A number of the South African Air Force’s front-line aircraft and helicopters are equipped with dispensers which can fire off flares as a way to divert heat-seeking missiles.

In a similar vein, government spokespeople are equipped with verbal ammunition they use to attack journalists and deflect attention from the horrifying story of the ongoing collapse of our military.

Department of defence spokesperson Siphiwe Dlamini zeroed in on alleged errors in a Sunday Times article about President Cyril Ramaphosa chartering a South African Airways Airbus A340 to fly him and a small delegation of people to the Democratic Republic of Congo to attend the 42nd Southern African Development Community summit.

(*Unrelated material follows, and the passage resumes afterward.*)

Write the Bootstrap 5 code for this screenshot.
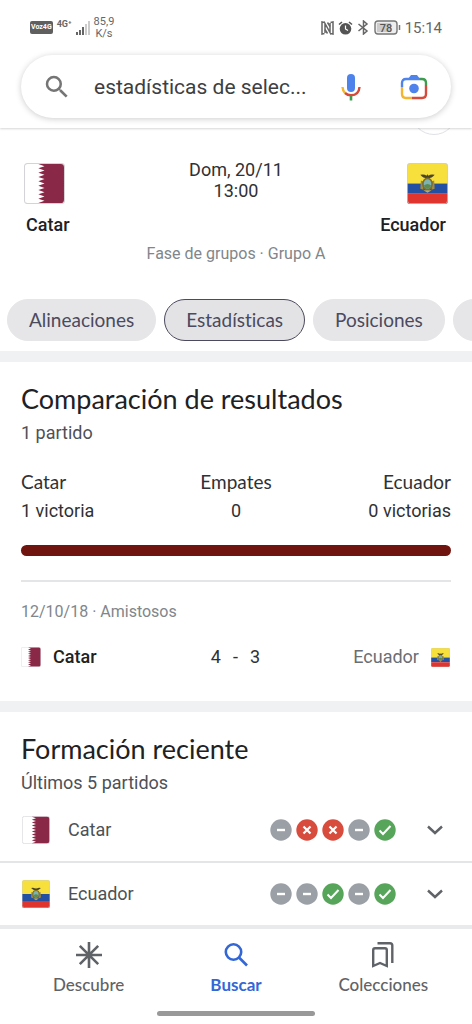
<!DOCTYPE html>
<html lang="es">
<head>
<meta charset="utf-8">
<meta name="viewport" content="width=device-width, initial-scale=1">
<title>Catar - Ecuador: estadísticas</title>
<link href="https://cdn.jsdelivr.net/npm/bootstrap@5.3.0/dist/css/bootstrap.min.css" rel="stylesheet">
<script src="https://cdn.jsdelivr.net/npm/bootstrap@5.3.0/dist/js/bootstrap.bundle.min.js" defer></script>
<style>
  :root { --ink: #202124; --soft: #4d5156; --mute: #80868b; --line: #dfe1e5; --band: #f0f1f3; }
  body { font-family: Roboto, "Liberation Sans", sans-serif; font-size: 18px; line-height: 24px; color: #303134; background: #fff; }
  svg { display: block; flex: none; }
  .geo { font-family: Lato, Roboto, sans-serif; font-size: 19px; font-variant-ligatures: none; }
  .status-bar { height: 55px; padding: 0 30px; color: #666; font-size: 15px; }
  .volte { background: #5f5f5f; color: #fff; font: 700 7px/13px Roboto, sans-serif; border-radius: 2px; padding: 0 1px; }
  .rate { font-size: 11px; line-height: 12px; text-align: center; }
  .net { font: 700 9px/9px Roboto, sans-serif; padding-bottom: 6px; }
  .top-bar { box-shadow: 0 1px 2px rgba(0,0,0,.16); position: relative; z-index: 1; padding-bottom: 10px; }
  .search-pill { height: 63px; margin: 0 21px; border-radius: 32px; padding: 0 23px 0 21px; box-shadow: 0 1px 6px rgba(0,0,0,.2); color: #757575; }
  .search-pill input { font-size: 21px; color: #3c4043; min-width: 0; padding: 0; border: 0; background: none; margin: 0 16px 0 22px; }
  .plain-btn { border: 0; background: none; padding: 0; }
  .camera { margin-left: 39px; }
  .match-head { padding: 31px 24px 0; overflow: hidden; position: relative; }
  .peek { position: absolute; right: 15px; top: -39px; width: 46px; height: 46px; border: 1px solid var(--line); border-radius: 50%; background: #fff; }
  .when { line-height: 21px; }
  .team { font-weight: 500; color: var(--ink); }
  .match-head .team { padding: 9px 2px 0; }
  .stage { font-size: 16px; color: var(--mute); }
  .match-head .stage { margin-top: 5px; }
  .chips { padding: 33px 0 10px 7px; overflow: hidden; }
  .chip { flex: none; height: 42px; border: 1px solid #e6e6e8; border-radius: 21px; padding: 0 21px; background: #e6e6e8; color: #4b4a5e; }
  .chip.active { border-color: #4b4a5e; background: #e3e3e6; }
  .band { height: 11px; background: var(--band); }
  .panel { padding: 21px 21px 0; }
  .title { font-size: 27px; line-height: 32px; color: var(--ink); margin: 0 0 6px; font-weight: 400; }
  .sub { color: var(--soft); }
  .tally { padding-top: 25px; }
  .tally .geo { margin-bottom: 5px; }
  .wins { height: 11px; border-radius: 6px; background: #6f140e; margin: 22px 0 24px; }
  .rule { border-top: 2px solid #e4e5e7; margin-bottom: 18px; }
  .result { padding: 21px 1px 32px 0; }
  .result .d-flex { gap: 12px; }
  .lost { color: #6b6e73; }
  .form-list { padding: 4px 0 0; margin: 0; list-style: none; }
  .form-list li { height: 62px; padding: 0 29px 0 22px; gap: 18px; }
  .form-list li + li { height: 64px; border-top: 2px solid #e4e5e7; }
  .marks { gap: 4px; margin-right: 13px; }
  .tab-bar { border-top: 4px solid #e9eaec; padding: 12px 15px 16px; }
  .tab-bar a { flex: 1 1 0; gap: 6px; color: #5f6368; font-size: 17px; line-height: 20px; font-weight: 500; text-decoration: none; }
  .tab-bar a.active { color: #3367d6; font-weight: 700; }
  .grip { width: 33.5%; height: 5px; border-radius: 3px; background: #999; }
</style>
</head>
<body>
<svg width="0" height="0" class="position-absolute" aria-hidden="true">
  <symbol id="qatar" viewBox="0 0 40 40">
    <rect x=".5" y=".5" width="39" height="39" rx="3" fill="#fff" stroke="#d4d4d8"/>
    <path d="M14 1H36Q39 1 39 4V36Q39 39 36 39H14L20 36.900 14 34.800 20 32.700 14 30.600 20 28.500 14 26.400 20 24.300 14 22.200 20 20 14 17.800 20 15.700 14 13.600 20 11.500 14 9.400 20 7.300 14 5.200 20 3.100Z" fill="#8a2848"/>
  </symbol>
  <symbol id="ecuador" viewBox="0 0 40 40">
    <path d="M0 20V3Q0 0 3 0H37Q40 0 40 3V20Z" fill="#f7e03c"/>
    <path d="M0 20H40V30H0Z" fill="#2450a4"/>
    <path d="M0 30H40V37Q40 40 37 40H3Q0 40 0 37Z" fill="#e0342f"/>
    <rect x=".5" y=".5" width="39" height="39" rx="3" fill="none" stroke="#ccc" stroke-opacity=".7"/>
    <path d="M13 11.500Q17 10.500 19 12.500L20 11L21 12.500Q23 10.500 27 11.500Q24.500 15 20 15Q15.500 15 13 11.500Z" fill="#4c4426"/>
    <path d="M13.500 17L16 18V26L13 25ZM26.500 17L24 18V26L27 25Z" fill="#a08a3c"/>
    <ellipse cx="20" cy="20.500" rx="4.500" ry="5.500" fill="#7fb3b0" stroke="#7c6d35" stroke-width="1.600"/>
    <path d="M16.500 22Q20 19 23.500 22Q22.500 25 20 25Q17.500 25 16.500 22Z" fill="#5d8a4d"/>
    <path d="M16 26.500H24L20 29Z" fill="#c6a94a"/>
  </symbol>
  <symbol id="lens" viewBox="0 0 24 24"><path fill="currentColor" d="M15.500 14h-.79l-.28-.27A6.470 6.470 0 0 0 16 9.500 6.500 6.500 0 1 0 9.500 16c1.610 0 3.090-.59 4.230-1.570l.27.28v.79l5 4.990L20.490 19l-4.990-5zm-6 0a4.500 4.500 0 1 1 0-9 4.500 4.500 0 0 1 0 9z"/></symbol>
  <symbol id="draw" viewBox="0 0 22 22"><circle cx="11" cy="11" r="10.700" fill="#9aa0a6"/><path d="M7 11H15" stroke="#fff" stroke-width="2.400"/></symbol>
  <symbol id="loss" viewBox="0 0 22 22"><circle cx="11" cy="11" r="10.700" fill="#d84c3e"/><path d="M7.500 7.500L14.500 14.500M14.500 7.500L7.500 14.500" stroke="#fff" stroke-width="2.200"/></symbol>
  <symbol id="win" viewBox="0 0 22 22"><circle cx="11" cy="11" r="10.700" fill="#57a55a"/><path d="M5.500 11.500L9 15L16.500 7" fill="none" stroke="#fff" stroke-width="2"/></symbol>
  <symbol id="down" viewBox="0 0 16 10"><path d="M1 1.500L8 8L15 1.500" fill="none" stroke="#5f6368" stroke-width="2.400"/></symbol>
</svg>

<header class="top-bar bg-white">
  <div class="status-bar d-flex justify-content-between align-items-center">
    <div class="d-flex align-items-center gap-1">
      <span class="volte">Voz4G</span>
      <span class="net">4G⁺</span>
      <svg width="14" height="14" viewBox="0 0 14 14"><path d="M0 11h2v3H0zM3 9h2v5H3zM6 6h2v8H6z" fill="#666"/><path d="M9 3h2v11H9zM12 0h2v14h-2z" fill="#ccc"/></svg>
      <span class="rate">85,9<br>K/s</span>
    </div>
    <div class="d-flex align-items-center gap-1">
      <svg width="13" height="14" viewBox="0 0 13 14" fill="none" stroke="#666" stroke-width="1.500"><path d="M3.500 1.500L1 1V13L3.500 12.500M9.500 1.500L12 1V13L9.500 12.500M4 12V2.500L9 11.500V2"/><path d="M6.500 1.500L9 5.500M4 8.500L6.500 12.500"/></svg>
      <svg width="15" height="14" viewBox="0 0 15 14"><circle cx="7.500" cy="7.800" r="5.800" fill="#555"/><path d="M1 3.500L4 1M14 3.500L11 1" stroke="#555" stroke-width="1.600"/><path d="M7.500 4.500V8L10 9.500" fill="none" stroke="#fff" stroke-width="1.200"/></svg>
      <svg width="13" height="15" viewBox="0 0 13 15" fill="none" stroke="#666" stroke-width="1.500"><path d="M1.500 4L10 11L6.500 14V1L10 4L1.500 11"/></svg>
      <svg width="27" height="15" viewBox="0 0 27 15"><rect x="1" y="1" width="22" height="13" rx="3" fill="#eee" stroke="#777" stroke-width="1.400"/><path d="M3 3H17V12H3Z" fill="#ccc"/><path d="M25.500 5V10" stroke="#777" stroke-width="1.500"/><text x="12" y="11.500" text-anchor="middle" font-family="Roboto" font-size="11" font-weight="500" fill="#555">78</text></svg>
      <span>15:14</span>
    </div>
  </div>
  <form class="search-pill d-flex align-items-center bg-white" role="search">
    <svg width="30" height="30"><use href="#lens"/></svg>
    <input class="flex-grow-1" type="text" aria-label="Buscar" value="estadísticas de selec...">
    <button class="plain-btn" type="button" aria-label="Buscar por voz">
      <svg width="20" height="28" viewBox="0 0 20 28" fill="none"><rect x="6" y="1" width="8" height="18" rx="4" fill="#4f83ec"/><path d="M1.500 14Q1.800 18 4 20" stroke="#f2b72f" stroke-width="2.400"/><path d="M4 20Q6.500 22.300 10 22.300Q18 22 18.500 14" stroke="#d64a3b" stroke-width="2.400"/><path d="M10 23V27.500" stroke="#3e9b50" stroke-width="2.600"/></svg>
    </button>
    <button class="plain-btn camera" type="button" aria-label="Buscar con la cámara">
      <svg width="28" height="26" viewBox="0 0 28 26" fill="none" stroke-width="2.400"><path d="M2 13V9Q2 5 6 5H20" stroke="#4f83ec"/><path d="M8 5L11 1H17L20 5V6H8Z" fill="#4f83ec"/><path d="M20 5H22Q26 5 26 9V11" stroke="#3e9b50"/><path d="M26 11V20Q26 24 22 24H12" stroke="#d64a3b"/><path d="M2 13V20Q2 24 6 24H12" stroke="#f2b72f"/><circle cx="14" cy="14.500" r="4.800" fill="#4f83ec"/></svg>
    </button>
  </form>
</header>

<main>
  <section class="match-head">
    <div class="peek"></div>
    <div class="row g-0">
      <div class="col-4 pt-1"><svg width="41" height="41"><use href="#qatar"/></svg><div class="team">Catar</div></div>
      <div class="col-4 text-center when">Dom, 20/11<br>13:00</div>
      <div class="col-4 pt-1 d-flex flex-column align-items-end"><svg width="41" height="41"><use href="#ecuador"/></svg><div class="team">Ecuador</div></div>
    </div>
    <div class="stage text-center">Fase de grupos · Grupo A</div>
  </section>

  <nav class="chips d-flex gap-2" aria-label="Secciones">
    <button class="chip geo" type="button">Alineaciones</button>
    <button class="chip geo active" type="button" aria-current="true">Estadísticas</button>
    <button class="chip geo" type="button">Posiciones</button>
    <button class="chip geo" type="button" aria-label="Más"></button>
  </nav>
  <div class="band"></div>

  <section class="panel">
    <h2 class="geo title">Comparación de resultados</h2>
    <div class="sub">1 partido</div>
    <div class="tally row g-0">
      <div class="col-4"><div class="geo">Catar</div><div>1 victoria</div></div>
      <div class="col-4 text-center"><div class="geo">Empates</div><div>0</div></div>
      <div class="col-4 text-end"><div class="geo">Ecuador</div><div>0 victorias</div></div>
    </div>
    <div class="wins"></div>
    <div class="rule"></div>
    <div class="stage">12/10/18 · Amistosos</div>
    <div class="result row g-0 align-items-center">
      <div class="col-4 d-flex align-items-center team"><svg width="20" height="20"><use href="#qatar"/></svg>Catar</div>
      <div class="col-4 d-flex justify-content-center"><span>4</span><span>-</span><span>3</span></div>
      <div class="col-4 d-flex align-items-center justify-content-end lost">Ecuador<svg width="19" height="19"><use href="#ecuador"/></svg></div>
    </div>
  </section>
  <div class="band"></div>

  <section>
    <div class="panel">
      <h2 class="geo title">Formación reciente</h2>
      <div class="sub">Últimos 5 partidos</div>
    </div>
    <ul class="form-list">
      <li class="d-flex align-items-center">
        <svg width="28" height="28"><use href="#qatar"/></svg>
        <span class="sub me-auto">Catar</span>
        <div class="marks d-flex">
          <svg width="22" height="22"><use href="#draw"/></svg>
          <svg width="22" height="22"><use href="#loss"/></svg>
          <svg width="22" height="22"><use href="#loss"/></svg>
          <svg width="22" height="22"><use href="#draw"/></svg>
          <svg width="22" height="22"><use href="#win"/></svg>
        </div>
        <button class="plain-btn" type="button" aria-label="Ver partidos de Catar"><svg width="16" height="10"><use href="#down"/></svg></button>
      </li>
      <li class="d-flex align-items-center">
        <svg width="28" height="28"><use href="#ecuador"/></svg>
        <span class="sub me-auto">Ecuador</span>
        <div class="marks d-flex">
          <svg width="22" height="22"><use href="#draw"/></svg>
          <svg width="22" height="22"><use href="#draw"/></svg>
          <svg width="22" height="22"><use href="#win"/></svg>
          <svg width="22" height="22"><use href="#draw"/></svg>
          <svg width="22" height="22"><use href="#win"/></svg>
        </div>
        <button class="plain-btn" type="button" aria-label="Ver partidos de Ecuador"><svg width="16" height="10"><use href="#down"/></svg></button>
      </li>
    </ul>
  </section>
</main>

<footer>
  <nav class="tab-bar d-flex" aria-label="Principal">
    <a class="geo d-flex flex-column align-items-center" href="#descubre">
      <svg width="28" height="28" viewBox="0 0 28 28" stroke="currentColor" stroke-width="2.600"><path d="M14 1V27M1 14H27M4.800 4.800L23.200 23.200M23.200 4.800L4.800 23.200"/></svg>
      Descubre
    </a>
    <a class="geo d-flex flex-column align-items-center active" href="#buscar" aria-current="page">
      <svg width="28" height="28" viewBox="0 0 28 28" fill="none" stroke="currentColor" stroke-width="2.600"><circle cx="11.500" cy="11" r="7.700"/><path d="M17 16.500L25 24.500"/></svg>
      Buscar
    </a>
    <a class="geo d-flex flex-column align-items-center" href="#colecciones">
      <svg width="28" height="28" viewBox="0 0 28 28" fill="none" stroke="currentColor" stroke-width="2.400"><path d="M4.200 25V9Q4.200 7.200 6 7.200H16Q17.800 7.200 17.800 9V25L11 22Z"/><path d="M8.500 2.200H21Q23.300 2.200 23.300 4.500V22"/></svg>
      Colecciones
    </a>
  </nav>
  <div class="grip mx-auto"></div>
</footer>
</body>
</html>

The cost of the flight was a mere R1.6 million, not the R2.6 million the newspaper reported in its “misleading” story, claimed Dlamini. The charter was sourced, he said, because Inkwazi, the VVIP Boeing 737-7ED operated by 21 Squadron, along with other executive aircraft in the Air Force Base Waterkloof squadron inventory, “are currently out of commission”.

ALSO READ: SANDF: Ramaphosa’s ‘R2.6 million’ DRC flight reports are misleading

Nice deflection. Dlamini did not comment on the rest of the newspaper’s story – which was that the aircraft was out of commission because the department of defence had failed to timeously pay for updates to a vital subscription aviation data base … without which aircraft are considered not airworthy.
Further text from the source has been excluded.